_EXERCISE GOAL_
Retype exactly the lines from the first one through the line with "import React from 'react';", including both ends; skip any pictures.

_DATA PROVIDED_

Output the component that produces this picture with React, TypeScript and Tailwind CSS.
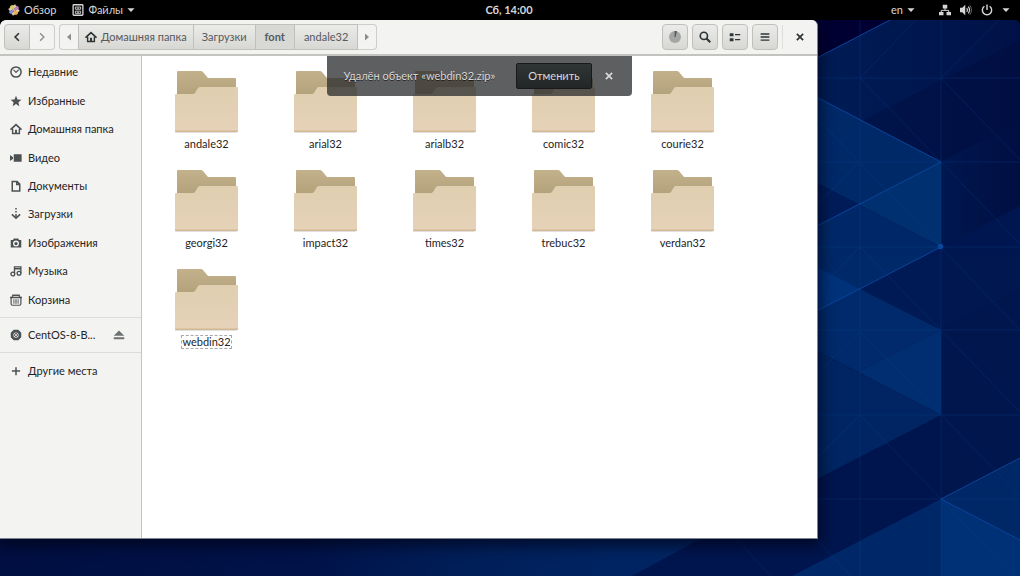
import React from 'react';

const places = [
  { name: 'Недавние', icon: 'recent' },
  { name: 'Избранные', icon: 'star' },
  { name: 'Домашняя папка', icon: 'home' },
  { name: 'Видео', icon: 'video' },
  { name: 'Документы', icon: 'doc' },
  { name: 'Загрузки', icon: 'download' },
  { name: 'Изображения', icon: 'camera' },
  { name: 'Музыка', icon: 'music' },
  { name: 'Корзина', icon: 'trash' },
];

const folders = [
  'andale32', 'arial32', 'arialb32', 'comic32', 'courie32',
  'georgi32', 'impact32', 'times32', 'trebuc32', 'verdan32',
  'webdin32',
];

const shapes: Record<string, React.ReactNode> = {
  recent: <g fill="none" stroke="currentColor"><circle cx="8" cy="8" r="6.8" strokeWidth="2" /><path d="M4.800 5.200 8 8.500 11.500 5" strokeWidth="1.500" /></g>,
  star: <path fill="currentColor" d="m8 1 2 4.900 5.300.4-4.100 3.400 1.300 5.200L8 12.100l-4.500 2.800 1.300-5.200L.7 6.300 6 5.900z" />,
  home: <g fill="none" stroke="currentColor" strokeWidth="1.900"><path d="M.7 9 8 2.200 15.300 9" strokeWidth="2.200" /><path d="M3.500 7.500V14h9V7.500" /><path d="M8 9v5" strokeWidth="2.600" /></g>,
  video: <path fill="currentColor" d="M5 3h10.500v10H5zM0 4l4 3v2l-4 3z" />,
  doc: <path fill="none" stroke="currentColor" strokeWidth="2" d="M3 2h6.500L13 5.500V14.500H3zM9 2v4h4" />,
  download: <g fill="none" stroke="currentColor" strokeWidth="2"><path d="M8 0v2M8 4v2M8 8v5" /><path d="m2.500 8.500 5.500 5 5.500-5" /></g>,
  camera: <path fill="currentColor" fillRule="evenodd" d="M5 2h6l1 2h3v10H1V4h3zM8 4.500a4 4 0 1 0 0 8 4 4 0 0 0 0-8zm0 2a2 2 0 1 1 0 4.500 2 2 0 0 1 0-4.500z" />,
  music: <g fill="none" stroke="currentColor" strokeWidth="1.800"><path d="M6 12V2.500h8.500V11M6 5h8" /><circle cx="3.800" cy="12" r="2.500" /><circle cx="12" cy="11" r="2.500" /></g>,
  trash: <g fill="none" stroke="currentColor"><path d="M0 4.500h16M3 3.500 4 1.500h8l1 2" strokeWidth="2" /><path d="M1.500 5v8q0 2 2 2h9q2 0 2-2V5" strokeWidth="1.600" /><path d="M5 7v6M7 7v6M9 7v6M11 7v6" strokeWidth="1" /></g>,
  disc: <><path fill="currentColor" fillRule="evenodd" d="M5 1h6l4 4v6l-4 4H5l-4-4V5zM8 4.500a3.500 3.500 0 1 0 0 7 3.500 3.500 0 0 0 0-7z" /><circle cx="8" cy="8" r="2" fill="none" stroke="currentColor" strokeWidth="1.300" /></>,
  plus: <path fill="none" stroke="currentColor" strokeWidth="2" d="M8 3v10.500M2.500 8h11" />,
  eject: <path fill="currentColor" d="m8 2 7 7H1zM1 11h14v2.500H1z" />,
  back: <path fill="none" stroke="currentColor" strokeWidth="2.600" d="M11 2 5 8l6 6" />,
  forward: <path fill="none" stroke="currentColor" strokeWidth="2.200" d="m5 2 6 6-6 6" />,
  left: <path fill="currentColor" d="M12 1v14L4 8z" />,
  right: <path fill="currentColor" d="M4 1v14l8-7z" />,
  down: <path fill="currentColor" d="M1 4.500h14L8 12z" />,
  search: <g fill="none" stroke="currentColor" strokeWidth="2.200"><circle cx="6.500" cy="6.500" r="4.800" /><path d="m10 10 5 5" strokeWidth="2.800" /></g>,
  list: <path fill="currentColor" d="M1 3h5v4H1zM1 9.500h5v4H1zM8 4h7v1.800H8zM8 10.500h7v1.800H8z" />,
  menu: <path fill="currentColor" d="M1 2h14v2.200H1zM1 6.900h14v2.200H1zM1 11.800h14V14H1z" />,
  close: <path fill="none" stroke="currentColor" strokeWidth="2.800" d="m3 3 10 10M13 3 3 13" />,
  files: <g fill="none" stroke="currentColor"><rect x="1.500" y="1" width="13" height="14" rx="1" strokeWidth="1.800" /><path d="M4.500 4h7v3h-7zM4.500 9.500h7v3h-7zM6.500 5.500h3M6.500 11h3" strokeWidth="1.200" /></g>,
  network: <g fill="currentColor"><path d="M5 1h6v5H5zM0 10.500h6V15H0zM10 10.500h6V15h-6z" /><path fill="none" stroke="currentColor" strokeWidth="1.300" d="M8 5v3.500M3 11V8.500h10V11" /></g>,
  volume: <g fill="none" stroke="currentColor"><path fill="currentColor" stroke="none" d="M0 5h3l4-4v14l-4-4H0z" /><path d="M9 5.500q2 2.500 0 5M11 3.500q3.500 4.500 0 9" strokeWidth="1.600" /><path d="M13 1.500q4.500 6.500 0 13" strokeWidth="1.300" opacity=".5" /></g>,
  power: <path fill="none" stroke="currentColor" strokeWidth="1.900" d="M4.500 3a6.200 6.200 0 1 0 7 0M8 .5V8" />,
};

function Icon({ name, className = 'size-3' }: { name: string; className?: string }) {
  return <svg viewBox="0 0 16 16" className={`shrink-0 ${className}`} aria-hidden="true">{shapes[name]}</svg>;
}

function Logo() {
  return <svg viewBox="0 0 16 16" className="size-3" aria-hidden="true">
      <g transform="rotate(10 8 8)">
        <path fill="#c8c45a" d="M4 2h4v6H2V4z" />
        <path fill="#b06bb0" d="M8 2h4l2 2v4H8z" />
        <path fill="#e8a33d" d="M8 8h6v4l-2 2H8z" />
        <path fill="#6f78c8" d="M2 8h6v6H4l-2-2z" />
        <path fill="#e0cfa0" d="m8 0 2 3-2 3-2-3zM16 8l-3 2-3-2 3-2zM8 16l-2-3 2-3 2 3zM0 8l3-2 3 2-3 2z" />
        <path stroke="#f0e8e0" strokeWidth=".5" d="m4 4 8 8M12 4l-8 8" />
      </g>
    </svg>;
}

function Folder() {
  return <svg viewBox="1 0 64 64" className="size-16" aria-hidden="true">
      <defs>
        <linearGradient id="folder-back" x1="0" y1="0" x2="0" y2="1">
          <stop offset="0" stopColor="#c2b18b" />
          <stop offset="1" stopColor="#b09e77" />
        </linearGradient>
        <linearGradient id="folder-front" x1="0" y1="0" x2="0" y2="1">
          <stop offset="0" stopColor="#e0ceb0" />
          <stop offset="1" stopColor="#e5d2b8" />
        </linearGradient>
      </defs>
      <path fill="#000" opacity=".12" d="M1 60h62v2q0 1-1 1H2q-1 0-1-1z" />
      <path fill="url(#folder-back)" d="M3 2q0-1 1-1h23q1 0 2 1l5 6h27q1 0 1 1v22H3z" />
      <path fill="url(#folder-front)" d="M1 25q0-1 1-1h17q1 0 2-1l3-5q1-1 2-1h37q1 0 1 1v43q0 1-1 1H2q-1 0-1-1z" />
      <path fill="#d3b993" d="M1 60.500h63q0 1.500-1 1.500H2q-1 0-1-1.500z" />
    </svg>;
}

function Wallpaper() {
  return <svg viewBox="0 0 1020 556" preserveAspectRatio="xMaxYMax slice" className="absolute inset-0 size-full" aria-hidden="true">
      <defs>
        <linearGradient id="night">
          <stop offset="0" stopColor="#000f42" />
          <stop offset=".3" stopColor="#001248" />
          <stop offset=".45" stopColor="#001e58" />
          <stop offset=".6" stopColor="#002462" />
          <stop offset="1" stopColor="#002462" />
        </linearGradient>
        <linearGradient id="upper">
          <stop offset="0" stopColor="#001f5a" />
          <stop offset="1" stopColor="#001247" />
        </linearGradient>
        <linearGradient id="right">
          <stop offset="0" stopColor="#001850" />
          <stop offset="1" stopColor="#000f42" />
        </linearGradient>
      </defs>
      <g transform="translate(0 -20)">
        <rect y="20" width="1020" height="556" fill="url(#night)" />
        <path fill="#00154e" d="M702 538 632 576h388V20H780v518z" />
        <path fill="#000033" d="M780 20h110l-110 57z" />
        <path fill="url(#upper)" d="M780 77 890 20h130v20L780 163z" />
        <path fill="url(#right)" d="M1020 40 780 163v20l161-21 79-41z" />
        <path fill="url(#right)" d="m941 162 79-41v85l-79 41z" />
        <path fill="#001750" d="m941 247 79-41v84l-79 40z" />
        <path fill="#00164d" d="m941 330 79-40v168l-79 41z" />
        <path fill="#002a69" d="m780 78 161 84-83 42-78-40z" />
        <path fill="#001c58" d="m780 164 78 40-78 41z" />
        <path fill="#003070" d="m858 204 83-42v85z" />
        <path fill="#002969" d="m780 245 78-41 83 43-161 83z" />
        <path fill="#00327a" d="m780 248 80 41-80 41z" />
        <path fill="#001a55" d="m860 289 81-42v83z" />
        <path fill="#002a6b" d="m780 330 80-41 81 41-83 42-78-40z" />
        <path fill="#002e70" d="m858 372 83-42v85z" />
        <path fill="#002562" d="m780 332 161 83-161 83z" />
        <path fill="#002869" d="m941 499-149 77h149z" />
        <path fill="#002766" d="m941 499 79-41v82z" />
        <path fill="#003076" d="m941 499 79 41v36h-79z" />
        <g stroke="#0a4a98" strokeWidth="1" opacity=".25" fill="none">
          <path d="M860 20v556M941 20v556M780 78h240M780 162h240M780 247h240M780 330h240M780 415h240M780 499h240" />
          <path d="m860 78 160 166M941 78l79 82M818 119l202 211M860 247l160 165M860 331l160 165M860 415l81 84 72 77M815 538l36 38M735 538l36 38" />
          <path d="m860 78 56-58M941 78l58-58M818 204l42-42M818 290l42-43M818 373l42-42M818 457l42-42" />
        </g>
        <path d="M780 77 890 20M780 78l161 84-161 83M941 247l-161 83M1020 458l-79 41 79 41" stroke="#0b459b" strokeWidth="1" fill="none" />
        <circle cx="940.500" cy="246.500" r="2.800" fill="#0a479b" />
      </g>
    </svg>;
}

const raised = 'border border-[#bfbfbb] bg-linear-to-b from-[#ebebe9] to-[#d7d7d4]';

export default function App() {
  return <div className="relative flex min-h-screen flex-col bg-black font-['Lato','Noto_Sans',sans-serif] text-[11px] leading-4 text-[#2e3436]">
      <header className="relative z-10 flex h-5 items-center justify-between bg-black pr-2.5 pl-2 text-[#d6d6d6]">
        <div className="flex flex-1 items-center gap-4">
          <button className="flex items-center gap-1"><Logo />Обзор</button>
          <button className="flex items-center gap-1"><Icon name="files" />Файлы<Icon name="down" className="size-2" /></button>
        </div>
        <button className="font-bold">Сб, 14:00</button>
        <div className="flex flex-1 items-center justify-end gap-6">
          <button className="flex items-center gap-1">en<Icon name="down" className="size-2" /></button>
          <button className="flex items-center gap-[9px]" aria-label="Система">
            <Icon name="network" /><Icon name="volume" /><Icon name="power" /><Icon name="down" className="size-2" />
          </button>
        </div>
      </header>

      <main className="relative flex flex-1 flex-col overflow-hidden rounded-t-md">
        <Wallpaper />
        <section className="relative mr-[202px] mb-[37px] flex flex-1 flex-col rounded-t-md border-r border-b border-[#7c8490] bg-white shadow-[0_4px_14px_3px_rgba(0,0,15,0.6)]">
          <div className="flex h-9 items-center rounded-t-md border-b-2 border-[#c3c3bf] bg-[#f3f3f2] px-1">
            <div className="flex">
              <button aria-label="Назад" className={`flex h-[26px] w-[26px] items-center justify-center rounded-l-sm ${raised}`}><Icon name="back" className="size-2.5" /></button>
              <button aria-label="Вперёд" className="flex h-[26px] w-[25px] items-center justify-center rounded-r-sm border border-l-0 border-[#cdcdca] text-[#8b8e8f]"><Icon name="forward" className="size-2.5" /></button>
            </div>
            <nav className="ml-1 flex h-[26px] text-[#555a5b]">
              <button aria-label="Влево" className="flex w-[19px] items-center justify-center rounded-l-sm border border-r-0 border-[#cdcdca] text-[#8b8e8f]"><Icon name="left" className="size-2" /></button>
              <button className={`flex items-center gap-1 px-1.5 ${raised}`}><Icon name="home" className="size-3 text-[#2e3436]" />Домашняя папка</button>
              <button className={`border-l-0 px-2 ${raised}`}>Загрузки</button>
              <button className="border-y border-r border-[#bfbfbb] bg-[#d8d8d5] px-[9px] font-bold">font</button>
              <button className={`border-l-0 px-[9px] ${raised}`}>andale32</button>
              <button aria-label="Вправо" className="flex w-[19px] items-center justify-center rounded-r-sm border border-l-0 border-[#cdcdca] text-[#8b8e8f]"><Icon name="right" className="size-2" /></button>
            </nav>
            <div className="ml-auto flex items-center gap-1">
              <button aria-label="Операции" className={`flex size-[26px] items-center justify-center rounded-sm ${raised}`}>
                <svg viewBox="0 0 16 16" className="size-3"><circle cx="8" cy="8" r="8" fill="#a4a6a5" /><path d="M8 8V0q1.500 0 2 .5z" stroke="#555" fill="#555" /></svg>
              </button>
              <button aria-label="Поиск" className={`flex size-[26px] items-center justify-center rounded-sm ${raised}`}><Icon name="search" /></button>
              <button aria-label="Вид" className={`flex size-[26px] items-center justify-center rounded-sm ${raised}`}><Icon name="list" /></button>
              <button aria-label="Меню" className={`flex size-[26px] items-center justify-center rounded-sm ${raised}`}><Icon name="menu" className="size-2.5" /></button>
              <div className="h-6 w-px bg-[#dededc]" />
              <button aria-label="Закрыть" className="flex size-[26px] items-center justify-center"><Icon name="close" className="size-2.5" /></button>
            </div>
          </div>

          <div className="flex flex-1">
            <aside className="w-[142px] shrink-0 border-r border-[#c4c4c1] bg-[#f3f3f2] pt-0.5 text-[#1f2425]">
              <ul className="grid h-[256px] auto-rows-fr">
                {places.map((p) => <li key={p.name} className="flex">
                    <a href="#" className="flex flex-1 items-center gap-1.5 pl-2.5"><Icon name={p.icon} className="size-3 text-[#4c5152]" />{p.name}</a>
                  </li>)}
              </ul>
              <div className="mt-[3px] flex h-9 items-center border-y border-[#dcdcda] pr-4 pl-2.5">
                <a href="#" className="flex flex-1 items-center gap-1.5"><Icon name="disc" className="size-3 text-[#4c5152]" />CentOS-8-B...</a>
                <button aria-label="Извлечь"><Icon name="eject" className="size-3 text-[#6c7172]" /></button>
              </div>
              <a href="#" className="flex h-9 items-center gap-1.5 pl-2.5"><Icon name="plus" className="size-3 text-[#4c5152]" />Другие места</a>
            </aside>

            <div className="relative flex-1">
              <ul className="grid grid-cols-[repeat(auto-fill,119px)] gap-y-1 pt-3.5 pl-[5px] text-[#1f2425]">
                {folders.map((name) => <li key={name} className="flex h-[95px] justify-center">
                    <button className="flex flex-col items-center gap-[3px]">
                      <Folder />
                      <span className={name === 'webdin32' ? 'border border-dashed border-[#a8a8a8] leading-3' : 'py-px leading-3'}>{name}</span>
                    </button>
                  </li>)}
              </ul>
              <div className="absolute inset-x-0 top-0 flex justify-center">
                <div role="status" className="flex h-10 items-center rounded-b bg-[#28292c]/75 pr-[18px] pl-4 text-[#d8d8d6] text-shadow-[0_1px_0_rgba(0,0,0,0.6)]">
                  <span>Удалён объект «webdin32.zip»</span>
                  <button className="ml-[21px] h-[26px] rounded-xs border border-[#17191a] bg-linear-to-b from-[#303536] to-[#222627] px-[11px]">Отменить</button>
                  <button aria-label="Закрыть уведомление" className="ml-3 flex w-2.5 justify-center"><Icon name="close" className="size-2.5" /></button>
                </div>
              </div>
            </div>
          </div>
        </section>
      </main>
    </div>;
}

_ANSWER BELOW_
Output the component that produces this picture with React, TypeScript and Tailwind CSS.
import React from 'react';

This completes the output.